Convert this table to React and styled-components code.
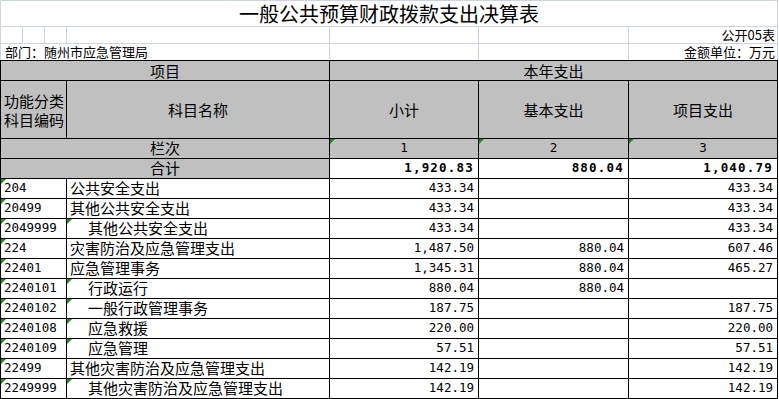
import React from "react";
import styled, { createGlobalStyle } from "styled-components";

const rows = [
  { code: "204", name: "公共安全支出", total: "433.34", basic: "", project: "433.34" },
  { code: "20499", name: "其他公共安全支出", total: "433.34", basic: "", project: "433.34" },
  { code: "2049999", name: "其他公共安全支出", sub: true, total: "433.34", basic: "", project: "433.34" },
  { code: "224", name: "灾害防治及应急管理支出", total: "1,487.50", basic: "880.04", project: "607.46" },
  { code: "22401", name: "应急管理事务", total: "1,345.31", basic: "880.04", project: "465.27" },
  { code: "2240101", name: "行政运行", sub: true, total: "880.04", basic: "880.04", project: "" },
  { code: "2240102", name: "一般行政管理事务", sub: true, total: "187.75", basic: "", project: "187.75" },
  { code: "2240108", name: "应急救援", sub: true, total: "220.00", basic: "", project: "220.00" },
  { code: "2240109", name: "应急管理", sub: true, total: "57.51", basic: "", project: "57.51" },
  { code: "22499", name: "其他灾害防治及应急管理支出", total: "142.19", basic: "", project: "142.19" },
  { code: "2249999", name: "其他灾害防治及应急管理支出", sub: true, total: "142.19", basic: "", project: "142.19" },
];

function App() {
  return (
    <>
      <GlobalStyle />
      <Sheet>
        <colgroup>
          <col style={{ width: 22 }} />
          <col style={{ width: 22 }} />
          <col style={{ width: 22 }} />
          <col style={{ width: 263 }} />
          <col style={{ width: 149 }} />
          <col style={{ width: 150 }} />
          <col style={{ width: 149 }} />
        </colgroup>
        <tbody>
          <Row $h={26}>
            <TitleCell colSpan={7}>一般公共预算财政拨款支出决算表</TitleCell>
          </Row>
          <Row $h={17}>
            <MetaCell />
            <MetaCell />
            <MetaCell />
            <MetaCell />
            <MetaCell />
            <MetaCell />
            <MetaCell $align="right">公开05表</MetaCell>
          </Row>
          <Row $h={17}>
            <MetaCell colSpan={4} $last>部门：随州市应急管理局</MetaCell>
            <MetaCell $last />
            <MetaCell $last />
            <MetaCell $last $align="right">金额单位：万元</MetaCell>
          </Row>
          <Row $h={20}>
            <HeadCell colSpan={4}>项目</HeadCell>
            <HeadCell colSpan={3}>本年支出</HeadCell>
          </Row>
          <Row $h={58}>
            <HeadCell colSpan={3}>
              功能分类
              <br />
              科目编码
            </HeadCell>
            <HeadCell>科目名称</HeadCell>
            <HeadCell>小计</HeadCell>
            <HeadCell>基本支出</HeadCell>
            <HeadCell>项目支出</HeadCell>
          </Row>
          <Row $h={20}>
            <HeadCell colSpan={4} $bottom>栏次</HeadCell>
            <HeadCell $bottom $mono>
              <Mark />1
            </HeadCell>
            <HeadCell $bottom $mono>
              <Mark />2
            </HeadCell>
            <HeadCell $bottom $mono>
              <Mark />3
            </HeadCell>
          </Row>
          <Row $h={20}>
            <HeadCell colSpan={4} $bottom>合计</HeadCell>
            <AmountCell $bold>1,920.83</AmountCell>
            <AmountCell $bold>880.04</AmountCell>
            <AmountCell $bold>1,040.79</AmountCell>
          </Row>
          {rows.map((r) => (
            <Row $h={20} key={r.code}>
              <CodeCell colSpan={3}>
                <Mark />
                {r.code}
              </CodeCell>
              <NameCell $sub={r.sub}>
                {r.sub && <Mark />}
                {r.name}
              </NameCell>
              <AmountCell>{r.total}</AmountCell>
              <AmountCell>{r.basic}</AmountCell>
              <AmountCell>{r.project}</AmountCell>
            </Row>
          ))}
        </tbody>
      </Sheet>
    </>
  );
}

const GlobalStyle = createGlobalStyle`
  body {
    margin: 0;
    background: #fff;
    font-family: "Noto Sans CJK SC", sans-serif;
    color: #000;
  }
`;

const Sheet = styled.table`
  width: 778px;
  border-collapse: collapse;
  table-layout: fixed;
`;

const Row = styled.tr`
  height: ${({ $h }) => $h}px;
`;

const BaseCell = styled.td`
  position: relative;
  padding: 0 3px 2px;
  white-space: nowrap;
  overflow: hidden;
  font-size: 15px;
  line-height: 16px;
  border: 1px solid #000;
`;

const TitleCell = styled(BaseCell)`
  border: 1px solid #cdd5e5;
  text-align: center;
  vertical-align: middle;
  font-size: 20px;
  line-height: 22px;
  padding: 0;
  overflow: visible;
`;

const MetaCell = styled(BaseCell)`
  border: 1px solid #cdd5e5;
  border-bottom-color: ${({ $last }) => ($last ? "#000" : "#cdd5e5")};
  text-align: ${({ $align }) => $align || "left"};
  vertical-align: bottom;
  font-size: 13px;
  line-height: 14px;
  padding: 0 2px 1px 4px;
`;

const HeadCell = styled(BaseCell)`
  background: #c0c0c0;
  text-align: center;
  vertical-align: ${({ $bottom }) => ($bottom ? "bottom" : "middle")};
  line-height: ${({ $bottom }) => ($bottom ? "16px" : "19px")};
  padding-bottom: ${({ $bottom }) => ($bottom ? "2px" : "0")};
  font-family: ${({ $mono }) =>
    $mono ? '"DejaVu Sans Mono", monospace' : '"Noto Sans CJK SC", sans-serif'};
  font-size: ${({ $mono }) => ($mono ? "12.5px" : "15px")};
`;

const CodeCell = styled(BaseCell)`
  vertical-align: bottom;
  font-family: "DejaVu Sans Mono", monospace;
  font-size: 12.5px;
  padding-left: 3px;
`;

const NameCell = styled(BaseCell)`
  vertical-align: bottom;
  padding-left: ${({ $sub }) => ($sub ? "21px" : "3px")};
`;

const AmountCell = styled(BaseCell)`
  vertical-align: bottom;
  text-align: right;
  font-family: "DejaVu Sans Mono", monospace;
  font-size: 12.5px;
  font-weight: ${({ $bold }) => ($bold ? 700 : 400)};
  letter-spacing: ${({ $bold }) => ($bold ? "1.2px" : "0")};
  padding-right: 4px;
`;

const Mark = styled.span`
  position: absolute;
  top: 0;
  left: 0;
  width: 0;
  height: 0;
  border-top: 5px solid #1a8c1a;
  border-right: 5px solid transparent;
`;

export default App;
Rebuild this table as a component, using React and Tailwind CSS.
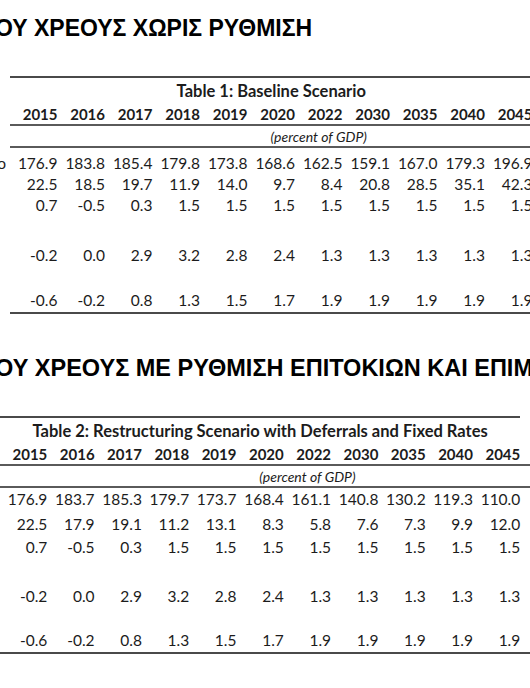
const years = ["2015", "2016", "2017", "2018", "2019", "2020", "2022", "2030", "2035", "2040", "2045"];

const table1 = [
  { h: "h-[22px] leading-[22px]", label: "Debt-to-GDP ratio", vals: ["176.9", "183.8", "185.4", "179.8", "173.8", "168.6", "162.5", "159.1", "167.0", "179.3", "196.9"] },
  { h: "h-[21px] leading-[21px]", vals: ["22.5", "18.5", "19.7", "11.9", "14.0", "9.7", "8.4", "20.8", "28.5", "35.1", "42.3"] },
  { h: "h-[21px] leading-[21px]", vals: ["0.7", "-0.5", "0.3", "1.5", "1.5", "1.5", "1.5", "1.5", "1.5", "1.5", "1.5"] },
  { gap: "h-[28px]" },
  { h: "h-[22px] leading-[22px]", vals: ["-0.2", "0.0", "2.9", "3.2", "2.8", "2.4", "1.3", "1.3", "1.3", "1.3", "1.3"] },
  { gap: "h-[23px]" },
  { h: "h-[22px] leading-[22px]", vals: ["-0.6", "-0.2", "0.8", "1.3", "1.5", "1.7", "1.9", "1.9", "1.9", "1.9", "1.9"] },
];

const table2 = [
  { h: "h-[24px] leading-[22px]", vals: ["176.9", "183.7", "185.3", "179.7", "173.7", "168.4", "161.1", "140.8", "130.2", "119.3", "110.0"] },
  { h: "h-[25px] leading-[25px]", vals: ["22.5", "17.9", "19.1", "11.2", "13.1", "8.3", "5.8", "7.6", "7.3", "9.9", "12.0"] },
  { h: "h-[21px] leading-[21px]", vals: ["0.7", "-0.5", "0.3", "1.5", "1.5", "1.5", "1.5", "1.5", "1.5", "1.5", "1.5"] },
  { gap: "h-[27px]" },
  { h: "h-[22px] leading-[22px]", vals: ["-0.2", "0.0", "2.9", "3.2", "2.8", "2.4", "1.3", "1.3", "1.3", "1.3", "1.3"] },
  { gap: "h-[22px]" },
  { h: "h-[22px] leading-[22px]", vals: ["-0.6", "-0.2", "0.8", "1.3", "1.5", "1.7", "1.9", "1.9", "1.9", "1.9", "1.9"] },
];

function Table({ title, rows, col, className, topPad }) {
  return (
    <div className={`flex flex-col text-[#1c1c1c] text-[15.5px] font-['Lato',sans-serif] ${className}`}>
      <div className="border-t-2 border-[#4a4a4a] h-[27px] leading-[26px] text-[16.5px] font-bold text-center whitespace-nowrap" style={{ width: col * 11 }}>
        {title}
      </div>
      <div className="flex h-[23px] leading-[23px] text-[15px] font-bold border-b-2 border-[#5a5a5a]">
        {years.map((y) => (
          <div key={y} className="text-right shrink-0" style={{ width: col }}>
            {y}
          </div>
        ))}
      </div>
      <div className="flex h-[22px] leading-[22px] text-[14px] italic border-b-2 border-[#5a5a5a]">
        <div className="shrink-0" style={{ width: col * 6 }} />
        <div className="shrink-0 flex justify-center whitespace-nowrap" style={{ width: col }}>
          (percent of GDP)
        </div>
      </div>
      <div className={topPad} />
      {rows.map((r, i) =>
        r.gap ? (
          <div key={i} className={r.gap} />
        ) : (
          <div key={i} className={`flex ${r.h}`}>
            {r.label && (
              <div className="w-0 flex justify-end">
                <span className="whitespace-nowrap pr-[4px]">{r.label}</span>
              </div>
            )}
            {r.vals.map((v, j) => (
              <div key={j} className="text-right shrink-0" style={{ width: col }}>
                {v}
              </div>
            ))}
          </div>
        )
      )}
      <div className="border-b-2 border-[#4a4a4a] mt-[1px]" />
    </div>
  );
}

export default function App() {
  return (
    <div className="w-[530px] h-[688px] overflow-hidden bg-white flex flex-col">
      <h1 className="mt-[16px] ml-[-5px] h-[24px] leading-[24px] text-[23px] font-bold text-black whitespace-nowrap font-['Liberation_Sans',Arial,sans-serif]">
        ΟΥ ΧΡΕΟΥΣ ΧΩΡΙΣ ΡΥΘΜΙΣΗ
      </h1>
      <Table title="Table 1: Baseline Scenario" rows={table1} col={47.5} className="mt-[36px] ml-[10px]" topPad="h-[4px]" />
      <h1 className="mt-[42px] ml-[-5px] h-[24px] leading-[24px] text-[23.5px] font-bold text-black whitespace-nowrap font-['Liberation_Sans',Arial,sans-serif]">
        ΟΥ ΧΡΕΟΥΣ ΜΕ ΡΥΘΜΙΣΗ ΕΠΙΤΟΚΙΩΝ ΚΑΙ ΕΠΙΜΗΚΥΝΣΗ
      </h1>
      <Table title="Table 2: Restructuring Scenario with Deferrals and Fixed Rates" rows={table2} col={47.3} className="mt-[36px]" topPad="h-0" />
    </div>
  );
}
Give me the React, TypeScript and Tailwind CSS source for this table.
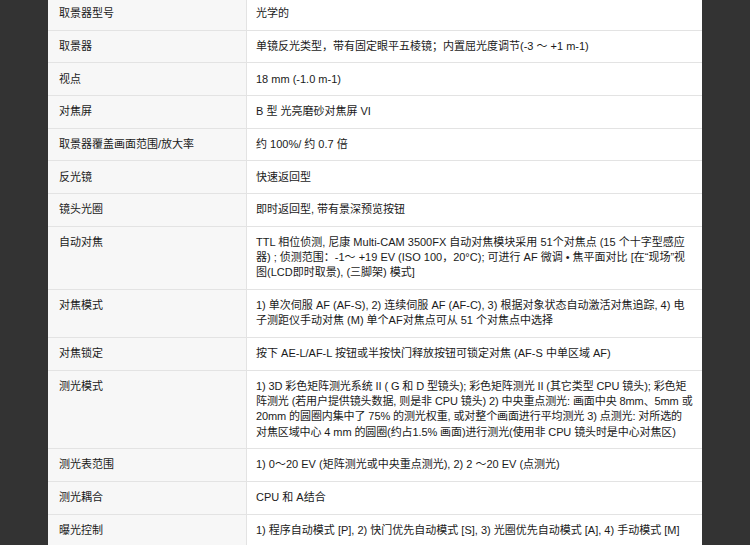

EXERCISE PROMPT: Go through the records above, find every line with the word "React", and list those lines.

FINISHED TASK:
Convert this table to React and styled-components code.
import React from "react";
Rebuild this table as a component, using React and Tailwind CSS.
Give me the React, TypeScript and Tailwind CSS source for this table.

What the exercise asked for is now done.